WHAT IS EXPECTED:
From the listing below, extract each entry exactly as written, minus the images.

-- Begin RECORDS SUPPLIED --

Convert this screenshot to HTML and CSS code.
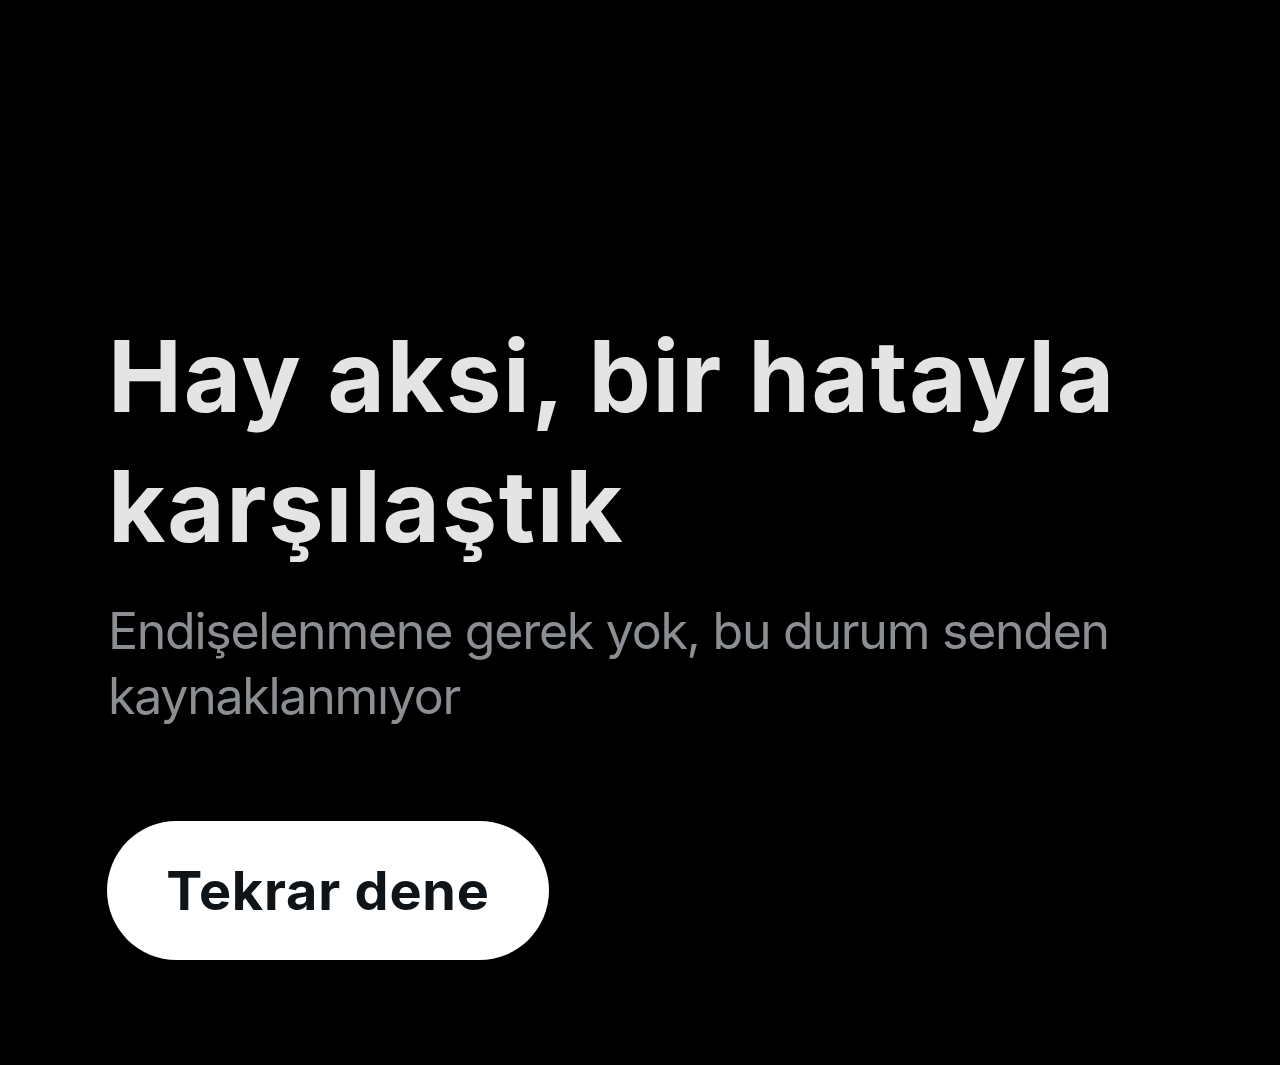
FILE: index.html
```html
<!DOCTYPE html>
<html lang="tr">
<head>
<meta charset="utf-8">
<title>Hata</title>
<link rel="stylesheet" href="styles.css">
</head>
<body>
<main class="error">
  <h1 class="error-title">Hay aksi, bir hatayla karşılaştık</h1>
  <p class="error-text">Endişelenmene gerek yok, bu durum senden kaynaklanmıyor</p>
  <button class="retry" type="button">Tekrar dene</button>
</main>
</body>
</html>
```

FILE: styles.css
```css
html, body {
  margin: 0;
  height: 100%;
  background: #000;
}

body {
  font-family: Inter, "Noto Sans", sans-serif;
}

.error {
  display: flex;
  flex-direction: column;
  align-items: flex-start;
  padding: 311px 0 0 108px;
  width: 1030px;
}

.error-title {
  margin: 0;
  color: #e4e4e4;
  font-size: 99px;
  line-height: 130px;
  font-weight: 700;
  letter-spacing: 1.7px;
}

.error-text {
  margin: 28px 0 0;
  color: #8b8e92;
  font-size: 50px;
  line-height: 65px;
  font-weight: 400;
  letter-spacing: -1.25px;
}

.retry {
  margin-top: 92px;
  margin-left: -1px;
  width: 442px;
  height: 139px;
  border: none;
  border-radius: 70px;
  background: #fff;
  color: #0f1419;
  font-family: inherit;
  font-size: 54px;
  font-weight: 700;
  letter-spacing: 0.8px;
  display: flex;
  align-items: center;
  justify-content: center;
  padding: 0;
}
```
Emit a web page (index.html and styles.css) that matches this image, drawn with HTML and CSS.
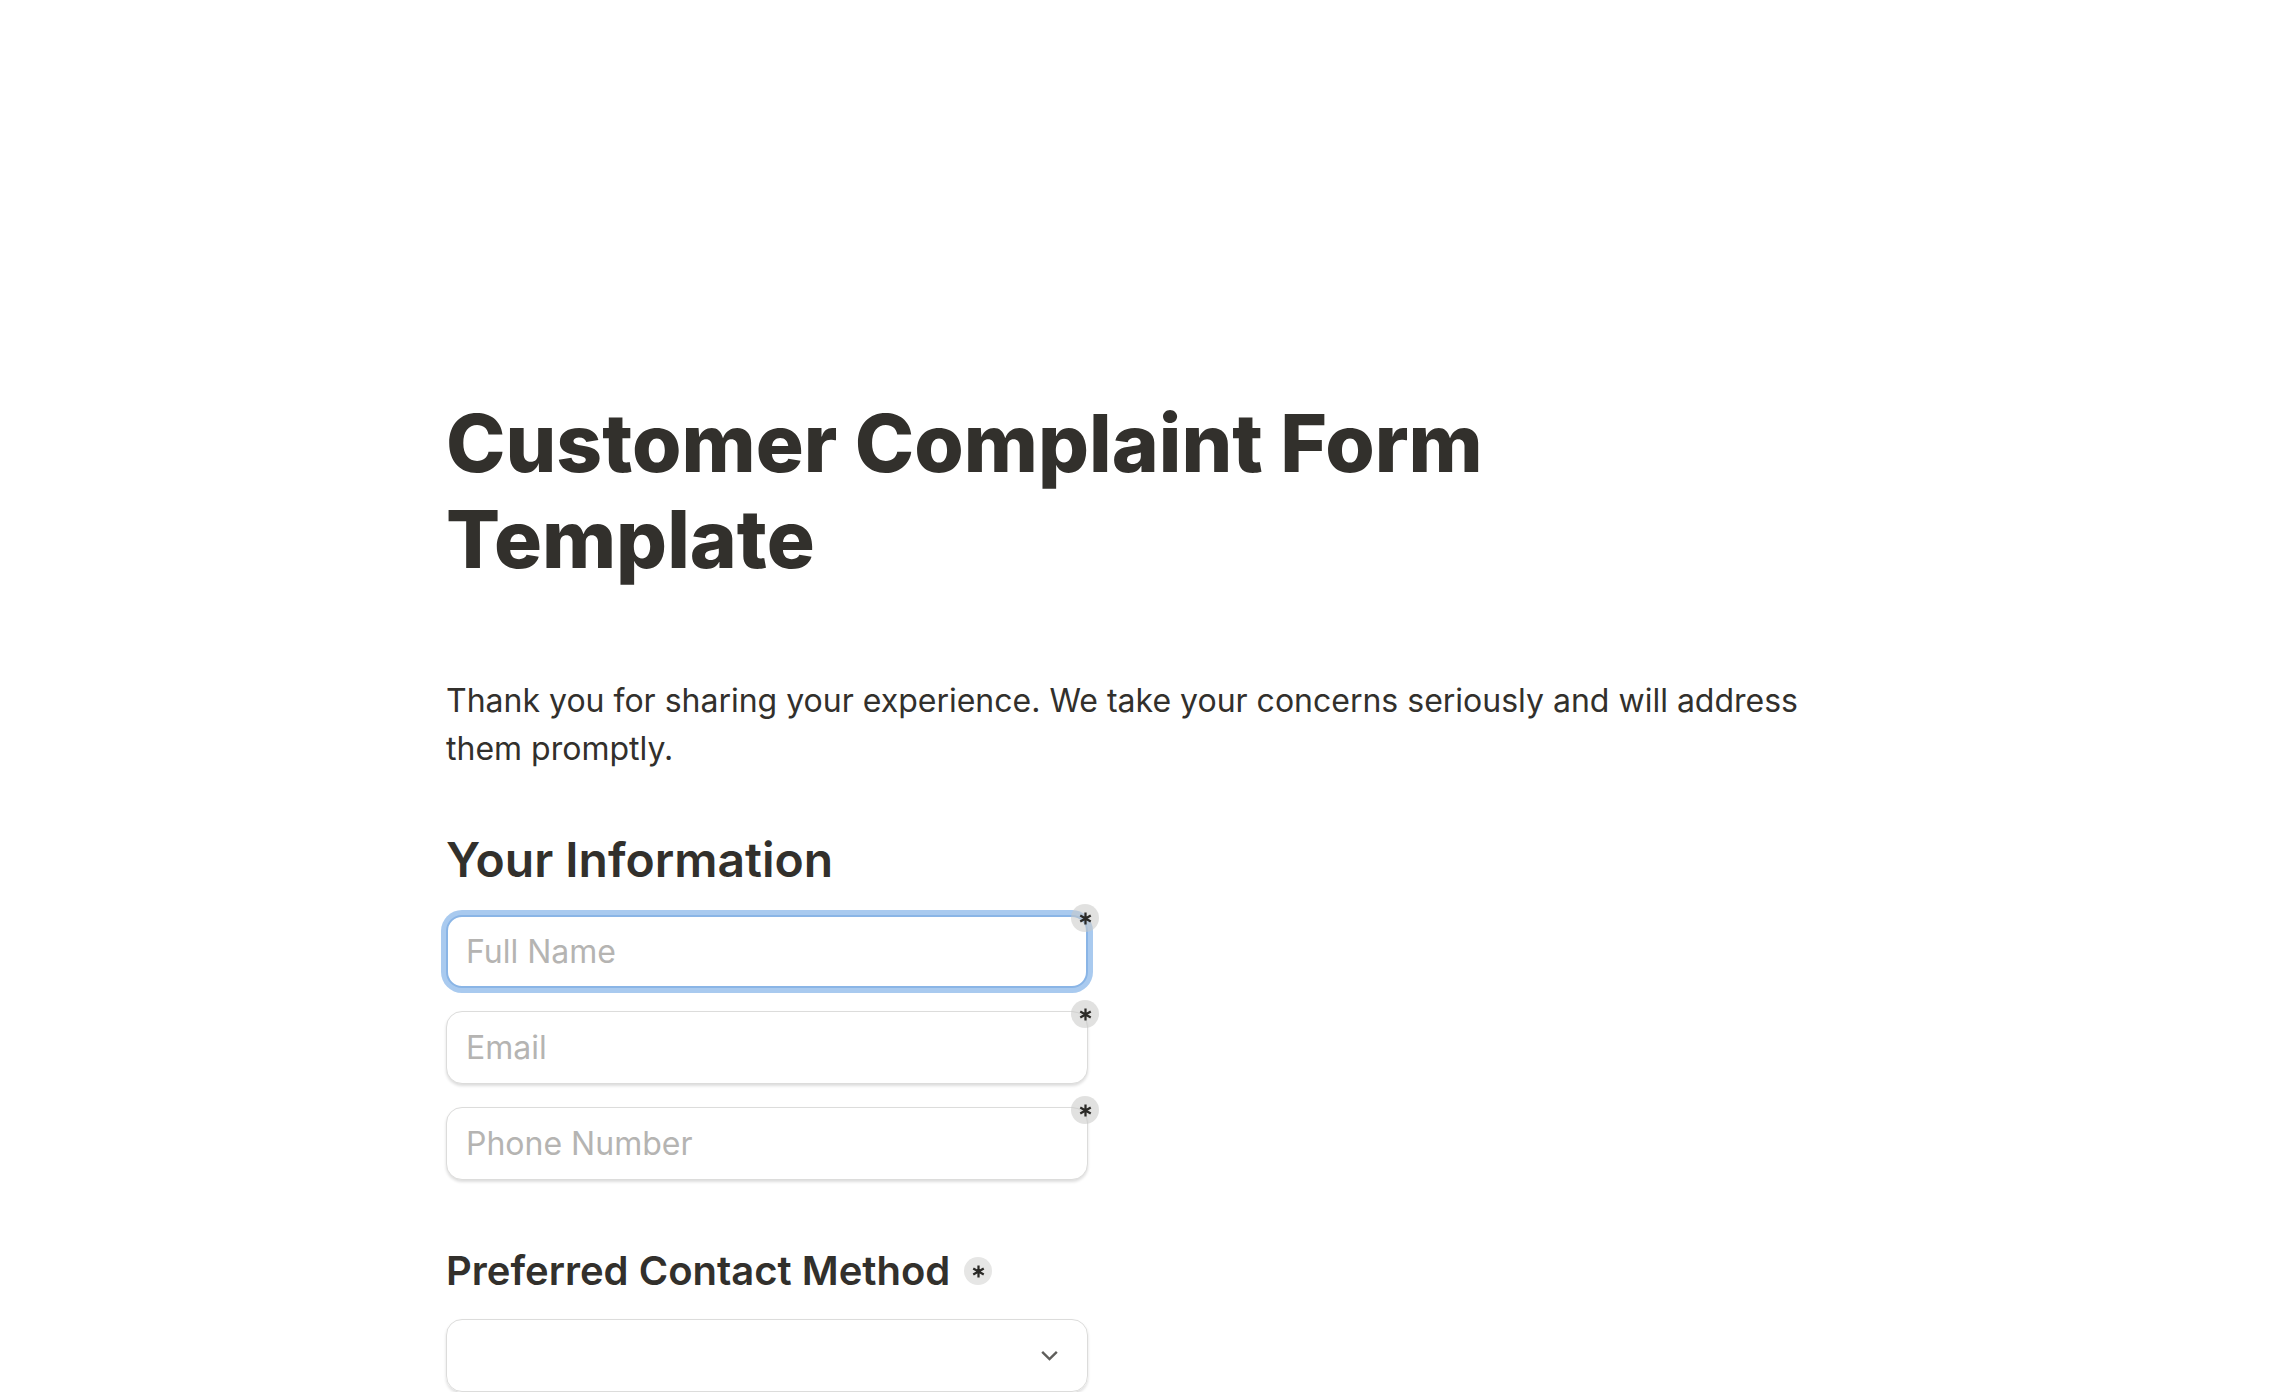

-- End RECORDS SUPPLIED --

FINAL ANSWER:
Convert this screenshot to HTML and CSS code.
FILE: index.html
```html
<!DOCTYPE html>
<html lang="tr">
<head>
<meta charset="utf-8">
<title>Hata</title>
<link rel="stylesheet" href="styles.css">
</head>
<body>
<main class="error">
  <h1 class="error-title">Hay aksi, bir hatayla karşılaştık</h1>
  <p class="error-text">Endişelenmene gerek yok, bu durum senden kaynaklanmıyor</p>
  <button class="retry" type="button">Tekrar dene</button>
</main>
</body>
</html>
```

FILE: styles.css
```css
html, body {
  margin: 0;
  height: 100%;
  background: #000;
}

body {
  font-family: Inter, "Noto Sans", sans-serif;
}

.error {
  display: flex;
  flex-direction: column;
  align-items: flex-start;
  padding: 311px 0 0 108px;
  width: 1030px;
}

.error-title {
  margin: 0;
  color: #e4e4e4;
  font-size: 99px;
  line-height: 130px;
  font-weight: 700;
  letter-spacing: 1.7px;
}

.error-text {
  margin: 28px 0 0;
  color: #8b8e92;
  font-size: 50px;
  line-height: 65px;
  font-weight: 400;
  letter-spacing: -1.25px;
}

.retry {
  margin-top: 92px;
  margin-left: -1px;
  width: 442px;
  height: 139px;
  border: none;
  border-radius: 70px;
  background: #fff;
  color: #0f1419;
  font-family: inherit;
  font-size: 54px;
  font-weight: 700;
  letter-spacing: 0.8px;
  display: flex;
  align-items: center;
  justify-content: center;
  padding: 0;
}
```
Emit a web page (index.html and styles.css) that matches this image, drawn with HTML and CSS.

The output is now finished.